= Tadeusz Andrzejewski =

Polish archeologist and Egyptologist
Tadeusz Andrzejewski (1923–1961) was a Polish archeologist and Egyptologist.

==Life==
Andrzejewski was born in Łódź. After leaving school, he joined the staff of the National Museum in Warsaw in the 1940s, and was appointed to a post in University of Warsaw, 1951.

In 1951 Tadeusz became secretary of the Polish Archaeological Mission in Cairo and 1959 he assisted Kazimierz Michałowski at the excavations at Mirmeki, 1956, then spent four years at Tell Atrib, (1957–1961) in the Nile Delta.

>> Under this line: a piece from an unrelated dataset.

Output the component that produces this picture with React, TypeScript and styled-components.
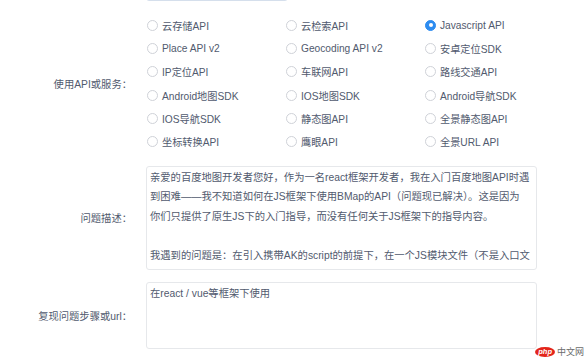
import React from "react";
import styled, { createGlobalStyle } from "styled-components";

const GlobalStyle = createGlobalStyle`
  html, body {
    margin: 0;
    padding: 0;
    background: #fff;
  }
  body {
    font-family: "Liberation Sans", "Noto Sans CJK SC", sans-serif;
    overflow: hidden;
  }
`;

const Page = styled.div`
  position: relative;
  width: 587px;
  height: 362px;
  overflow: hidden;
`;

// the page is scrolled: the previous field sits just above the top edge
const Form = styled.form`
  margin-top: -30px;
`;

const Item = styled.div`
  display: flex;
  align-items: center;
  margin-bottom: 12.5px;
`;

const Label = styled.label`
  flex: 0 0 146px;
  box-sizing: border-box;
  padding-right: 14px;
  text-align: right;
  font-size: 10.3px;
  color: #515a6e;
`;

const Control = styled.div`
  flex: 0 0 391px;
`;

const TextInput = styled.input`
  display: block;
  width: 142px;
  height: 31px;
  box-sizing: border-box;
  border: 1px solid #d5dfec;
  border-radius: 3px;
  outline: none;
`;

const RadioGrid = styled.div`
  display: grid;
  grid-template-columns: repeat(3, 139px);
  grid-auto-rows: 23.3px;
`;

const RadioOption = styled.label`
  display: flex;
  align-items: center;
  padding-left: 1px;
  font-size: 10.2px;
  color: #515a6e;
  white-space: nowrap;
`;

const RadioDot = styled.span<{ $checked?: boolean }>`
  position: relative;
  flex: 0 0 auto;
  width: 11px;
  height: 11px;
  box-sizing: border-box;
  margin-right: 4px;
  border-radius: 50%;
  border: 1px solid ${({ $checked }) => ($checked ? "#2d8cf0" : "#cfd2d8")};
  background: ${({ $checked }) => ($checked ? "#2d8cf0" : "#fff")};

  &::after {
    content: "";
    display: ${({ $checked }) => ($checked ? "block" : "none")};
    position: absolute;
    left: 50%;
    top: 50%;
    width: 4px;
    height: 4px;
    margin: -2px 0 0 -2px;
    border-radius: 50%;
    background: #fff;
  }
`;

const TextArea = styled.textarea<{ $height: number }>`
  display: block;
  width: 391px;
  height: ${({ $height }) => $height}px;
  box-sizing: border-box;
  padding: 1px 3px;
  border: 1px solid #e6e8eb;
  border-radius: 3px;
  resize: none;
  overflow: hidden;
  white-space: pre;
  font-family: "Liberation Sans", "Noto Sans CJK SC", sans-serif;
  font-size: 10.3px;
  line-height: 19.5px;
  color: #515a6e;
  outline: none;
`;

const Watermark = styled.div`
  position: absolute;
  right: 3px;
  bottom: 4px;
  display: flex;
  align-items: center;
  gap: 2px;
  font-size: 9px;
  color: #6b6b6b;
`;

const PhpLogo = styled.span`
  display: inline-block;
  padding: 0 3px;
  height: 10px;
  line-height: 10px;
  border-radius: 50%;
  background: #e3251b;
  color: #fff;
  font-size: 7.5px;
  font-style: italic;
  font-weight: bold;
`;

const options = [
  "云存储API",
  "云检索API",
  "Javascript API",
  "Place API v2",
  "Geocoding API v2",
  "安卓定位SDK",
  "IP定位API",
  "车联网API",
  "路线交通API",
  "Android地图SDK",
  "IOS地图SDK",
  "Android导航SDK",
  "IOS导航SDK",
  "静态图API",
  "全景静态图API",
  "坐标转换API",
  "鹰眼API",
  "全景URL API",
];

const description = [
  "亲爱的百度地图开发者您好，作为一名react框架开发者，我在入门百度地图API时遇",
  "到困难——我不知道如何在JS框架下使用BMap的API（问题现已解决）。这是因为",
  "你们只提供了原生JS下的入门指导，而没有任何关于JS框架下的指导内容。",
  "",
  "我遇到的问题是：在引入携带AK的script的前提下，在一个JS模块文件（不是入口文",
  "件）中直接使用BMap会报错：BMap is not defined。",
].join("\n");

const App = () => {
  return (
    <Page>
      <GlobalStyle />
      <Form>
        <Item>
          <Label />
          <Control>
            <TextInput />
          </Control>
        </Item>
        <Item>
          <Label>使用API或服务：</Label>
          <Control>
            <RadioGrid>
              {options.map((name) => (
                <RadioOption key={name}>
                  <RadioDot $checked={name === "Javascript API"} />
                  {name}
                </RadioOption>
              ))}
            </RadioGrid>
          </Control>
        </Item>
        <Item>
          <Label>问题描述：</Label>
          <Control>
            <TextArea $height={104} wrap="off" defaultValue={description} />
          </Control>
        </Item>
        <Item>
          <Label>复现问题步骤或url：</Label>
          <Control>
            <TextArea $height={67} wrap="off" defaultValue="在react / vue等框架下使用" />
          </Control>
        </Item>
      </Form>
      <Watermark>
        <PhpLogo>php</PhpLogo>
        中文网
      </Watermark>
    </Page>
  );
};

export default App;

During his last year there he made an independent survey of many of the archaeological sites of the Delta and prepared a report on them; during the reconstruction work carried out by the Polish Archeological Institute at the temple of Hatshepsut at Deir el-Bahari he was responsible for the epigraphic work.

The Egyptian Antiquities Service also appointed him to publish the tomb of Ramesses III, all the notes for this being almost completed at his death.

Andrzejewski also took part in the 1959 Polish expedition to Nubia and made the documentation survey of Faras. He published two books in French, 23 articles, a history of Ancient Egypt, a book on Egyptian poetry, a new commentary on Bolesław Prus' historical novel Pharaoh, Księga Umarłych piastunki Kai, and many others. Andrzejewski was extremely important in popularizing old Egyptian literature within Poland as well as the organization of the field of Egyptology in Poland.